§ GIVEN REQUEST
Transcribe the listing in full, excluding any pictures.

§ DATA EXCERPT
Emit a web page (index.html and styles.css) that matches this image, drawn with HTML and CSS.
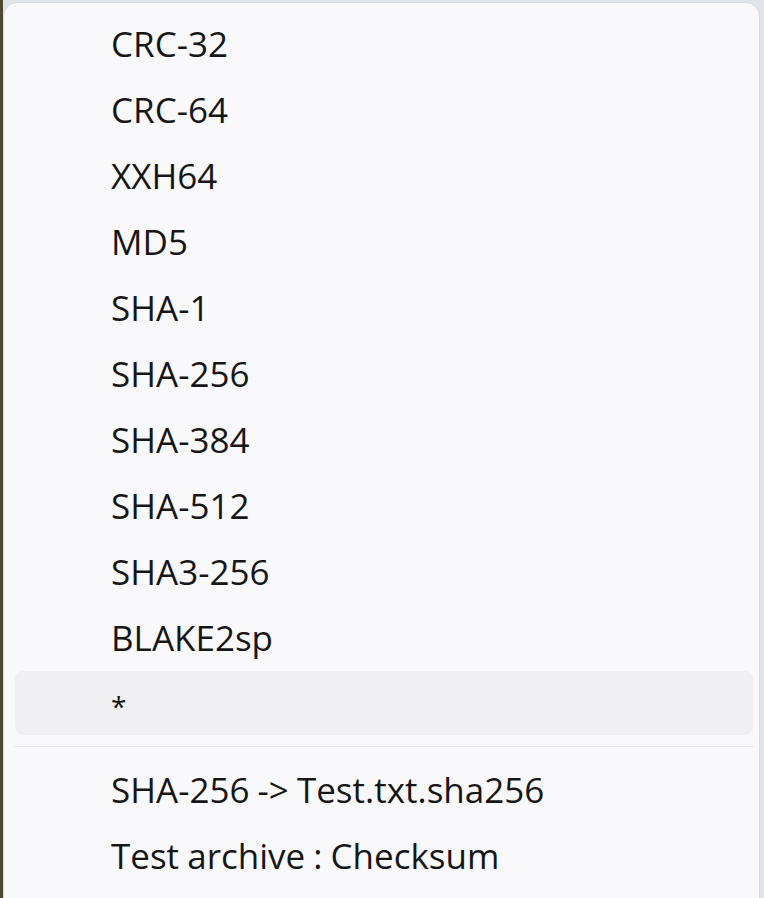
FILE: index.html
```html
<!DOCTYPE html>
<html lang="en">
<head>
<meta charset="utf-8">
<title>Checksum menu</title>
<link rel="stylesheet" href="styles.css">
</head>
<body>
<div class="menu">
  <div class="item">CRC-32</div>
  <div class="item">CRC-64</div>
  <div class="item">XXH64</div>
  <div class="item">MD5</div>
  <div class="item">SHA-1</div>
  <div class="item">SHA-256</div>
  <div class="item">SHA-384</div>
  <div class="item">SHA-512</div>
  <div class="item">SHA3-256</div>
  <div class="item">BLAKE2sp</div>
  <div class="item hover"><span class="star">*</span></div>
  <div class="separator"></div>
  <div class="item">SHA-256 -&gt; Test.txt.sha256</div>
  <div class="item">Test archive : Checksum</div>
</div>
</body>
</html>
```
FILE: styles.css
```css
html, body {
  margin: 0;
  padding: 0;
  height: 100%;
  overflow: hidden;
}
body {
  background: linear-gradient(to right, #4d4a32 0, #4d4a32 3px, #e1e5e9 3px);
  font-family: "Open Sans", "Noto Sans", "Liberation Sans", sans-serif;
}
.menu {
  margin: 2px 4px 0 3px;
  height: 920px;
  box-sizing: border-box;
  background: #f9f9fb;
  border: 1px solid #d9d9dc;
  border-radius: 14px;
  padding: 7px 6px 0 11px;
  display: flex;
  flex-direction: column;
}
.item {
  box-sizing: border-box;
  height: 64px;
  margin: 1px 0;
  padding: 1px 0 0 96px;
  border-radius: 8px;
  font-size: 35px;
  line-height: 64px;
  word-spacing: -1px;
  color: #161616;
  white-space: nowrap;
}
.item.hover {
  background: #f0f0f2;
}
.star {
  font-size: 28px;
}
.separator {
  height: 1px;
  background: #e3e3e5;
  margin: 10px 0 9px;
}
```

§ SOLUTION BELOW
Emit a web page (index.html and styles.css) that matches this image, drawn with HTML and CSS.
FILE: index.html
```html
<!DOCTYPE html>
<html lang="en">
<head>
<meta charset="utf-8">
<title>Checksum menu</title>
<link rel="stylesheet" href="styles.css">
</head>
<body>
<div class="menu">
  <div class="item">CRC-32</div>
  <div class="item">CRC-64</div>
  <div class="item">XXH64</div>
  <div class="item">MD5</div>
  <div class="item">SHA-1</div>
  <div class="item">SHA-256</div>
  <div class="item">SHA-384</div>
  <div class="item">SHA-512</div>
  <div class="item">SHA3-256</div>
  <div class="item">BLAKE2sp</div>
  <div class="item hover"><span class="star">*</span></div>
  <div class="separator"></div>
  <div class="item">SHA-256 -&gt; Test.txt.sha256</div>
  <div class="item">Test archive : Checksum</div>
</div>
</body>
</html>
```
FILE: styles.css
```css
html, body {
  margin: 0;
  padding: 0;
  height: 100%;
  overflow: hidden;
}
body {
  background: linear-gradient(to right, #4d4a32 0, #4d4a32 3px, #e1e5e9 3px);
  font-family: "Open Sans", "Noto Sans", "Liberation Sans", sans-serif;
}
.menu {
  margin: 2px 4px 0 3px;
  height: 920px;
  box-sizing: border-box;
  background: #f9f9fb;
  border: 1px solid #d9d9dc;
  border-radius: 14px;
  padding: 7px 6px 0 11px;
  display: flex;
  flex-direction: column;
}
.item {
  box-sizing: border-box;
  height: 64px;
  margin: 1px 0;
  padding: 1px 0 0 96px;
  border-radius: 8px;
  font-size: 35px;
  line-height: 64px;
  word-spacing: -1px;
  color: #161616;
  white-space: nowrap;
}
.item.hover {
  background: #f0f0f2;
}
.star {
  font-size: 28px;
}
.separator {
  height: 1px;
  background: #e3e3e5;
  margin: 10px 0 9px;
}
```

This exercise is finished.